Jughead #2: This “Time”, It’s Personal (review)
Story by: Chip Zdarsky
Art by: Erica Henderson
Lettering by: Jack Morelli
With issue #1, Jughead had already set itself apart tonally from the Mark Waid’s Archie book – they both carry their own senses of distinctive liveliness that suits the storytelling, and while it may seem anachronistic to have the Jughead book be so high energy, in a way that’s exactly what I feel is really bringing the book to life; the best Jughead books need to be a bit zany and surreal, and Chip Zdarsky’s already got that down to a science.

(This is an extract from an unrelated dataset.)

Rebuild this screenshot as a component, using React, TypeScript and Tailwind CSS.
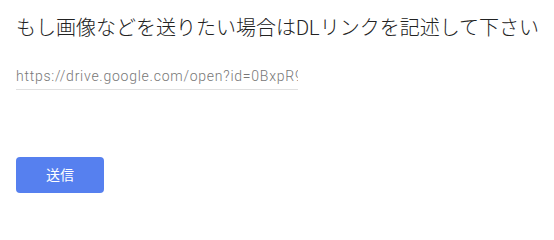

I say “zany,” but that’s of course something sprinkled over an otherwise relatively down-to-Earth plot. Jughead’s dilemma is that his ability to coast through his normal school routine is disrupted by the changeover in Riverdale staff, which includes an almost sadistically aggressive gym teacher called Coach Eng (or “Sir”) and the new Principal, Stanger, who already seemed to specifically have it out for Jughead before the climax of this issue makes it clear where he stands. The dialogue and motivations are all very well-executed, Jughead’s banter – especially with his friends and within the fantasy sequence – continues to be both fun and clever, and while the title so far centers very heavily on Jughead and his inner (but also outer) world, the characterization of the others feels consistent and solid but also leaves me interested in learning more.
The artwork especially shines in this issue; once again Erica Henderson has a great eye for fashion and hair and of course I find her character designs adorable (particularly Betty, Reggie, and Kevin thus far), but the way the Time Police segment and final two pages are illustrated is truly impressive. January McAndrews and the rest of the theoretical “future” she brings Jughead to are beautifully designed, and the mood evoked from the issue’s ending is chilling. Then, even for smaller gags such as the moment Jughead falls out of his chair in detention, she captures the comedic beats perfectly with her panel layouts and expressions, showing again what a good team she and Zdarsky make; both artwork and writing style enrich the other, almost giving the feeling that you’re watching (and hearing) it animated – like it moves while you read it.
This issue presents a situation even more dire than what could have been inferred from issue #1 alone, and the confrontation of Jughead’s cavalier attitude and eccentric problem-solving strategies by an obstacle that is perhaps more serious than he gave it credit for is a conflict I’m intrigued by – how a student learns to differentiate an abusive teacher from simply a difficult one, and what that conclusion may thus imply for them and their peers. Jughead, as we see, is an adaptive thinker, motivated so far by immediate inconvenience to create short-term solutions; it’s a good, clear dilemma and again, I’m hooked already.